While preapproval is a vital step in your home-buying journey, it takes time. Each time you have to get preapproved again, it causes delays that will set back your home search and cost you precious time.

How to Renew Your Preapproval Letter?

It’s possible to renew a pre-approval letter, though it will take additional time and additional documentation. You will essentially start the whole process over again, though your loan officer will still have some of your details on hand. 

  • Contact Your Loan Officer

First, contact your mortgage lender and explain that your approval letter expired. They will provide you with more information on how to submit your updated documentation.

  • Documents Required

As some of your information will have stayed the same, your lender will mainly consider your most recent financial details. You must provide updated bank statements and information on investment accounts to show that you have enough for your down payment. 

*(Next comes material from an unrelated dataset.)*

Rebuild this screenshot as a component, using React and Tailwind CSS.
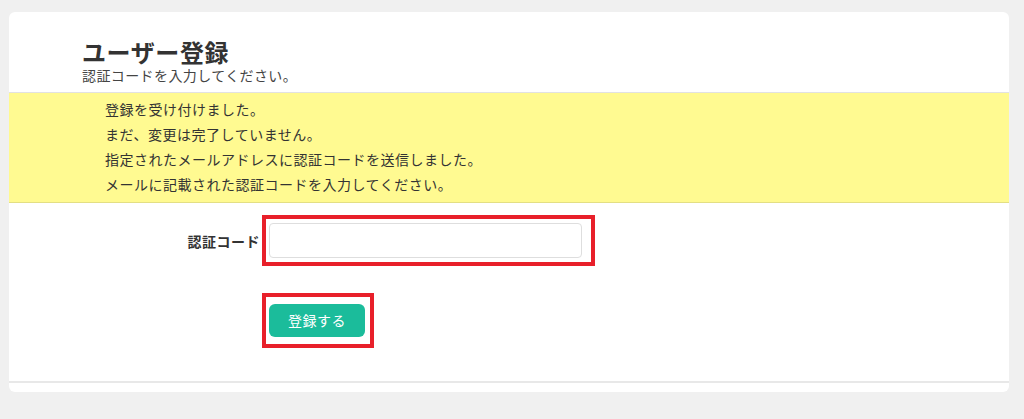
import React from 'react';

export default function App() {
  const notices = [
    '登録を受け付けました。',
    'まだ、変更は完了していません。',
    '指定されたメールアドレスに認証コードを送信しました。',
    'メールに記載された認証コードを入力してください。',
  ];

  return (
    <div
      className="min-h-[419px] bg-[#f0f0f0] pt-[12px] pl-[9px] text-[#333]"
      style={{ fontFamily: '"Noto Sans CJK JP", "Noto Sans", sans-serif' }}
    >
      <div className="w-[1000px] rounded-md bg-white">
        {/* Header */}
        <div className="pl-[73px] pt-[26px] pb-[8px]">
          <h1 className="text-[24px] font-bold leading-[28px] tracking-[0.6px] text-[#333]">ユーザー登録</h1>
          <p className="text-[14px] leading-[18px] tracking-[0.4px] text-[#444]">認証コードを入力してください。</p>
        </div>

        {/* Notice */}
        <div className="border-t border-b border-t-[#e2e2e2] border-b-[#e3df84] bg-[#fffa91] pl-[96px] pt-[4px] pb-[5px]">
          {notices.map((line) => (
            <p key={line} className="text-[14px] leading-[25px] tracking-[0.5px] text-[#333]">
              {line}
            </p>
          ))}
        </div>

        {/* Form */}
        <div className="pt-[12px] pb-[33px]">
          <div className="flex items-center">
            <label className="w-[251px] pt-[1px] text-right text-[14px] font-bold tracking-[0.5px] text-[#333]">認証コード</label>
            <div className="ml-[2px] border-4 border-[#e8202a] pl-[3px] pr-[9px] py-[4px]">
              <input
                type="text"
                className="block h-[35px] w-[313px] rounded border border-[#dedede] bg-white px-2 text-[14px] outline-none"
              />
            </div>
          </div>
          <div className="mt-[27px] flex">
            <div className="ml-[253px] border-4 border-[#e8202a] pl-[3px] pr-[5px] py-[7px]">
              <button className="flex h-[33px] w-[96px] items-center justify-center rounded-md bg-[#1bbc9b] text-[14px] tracking-[0.5px] text-white">
                登録する
              </button>
            </div>
          </div>
        </div>

        {/* Footer strip */}
        <div className="border-t-2 border-[#e8e8e8] h-[11px] rounded-b-md"></div>
      </div>
    </div>
  );
}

Additionally, you’ll show updated records on your other debts to recalculate your debt-to-income ratio. This step is to ensure you can still afford a mortgage payment with your current borrower profile.

The lender will also order another credit check, which will negatively impact your credit history. If you were on the threshold of home loan approval, you may no longer qualify, and your mortgage rate could change.

Summary

F5 Mortgage is here for you through all steps of the home-buying process, from the loan application and beyond. Contact us today to discuss your options and learn which of our products may be right for you. 

You can also get a free quote and check out today’s rates, ensuring you have all the information you need to make an informed decision.

How Long Does It Take to Get a Preapproval Letter?

The length of time to preapproval depends greatly on the lender. However, most lenders will take a week or more to examine your documents and decide whether to preapprove you.

Does Preapproval Mean You Get the Loan?

No, a preapproval does not mean you are immediately approved for a home loan. Instead, it shows that you have the qualifications to be approved and will likely secure a loan.

How Much Does Pre-approval Cost?

There is no charge to get a pre-approval letter.

Is It Better to Be Prequalified or Preapproved?

Preapproval is a better option than getting prequalified, as it requires more extensive documentation and, therefore, a better snapshot of your financial health. 

Prequalification only shows how much you are likely to be able to afford based on self-reported information, with no credit reports necessary.

Is It OK to Get Multiple Preapprovals?

You can get preapproval from more than one lender if you so choose, but each one will require a hard pull of your credit report, which will affect your credit score. This can disqualify you if your score significantly drops from the multiple inquiries.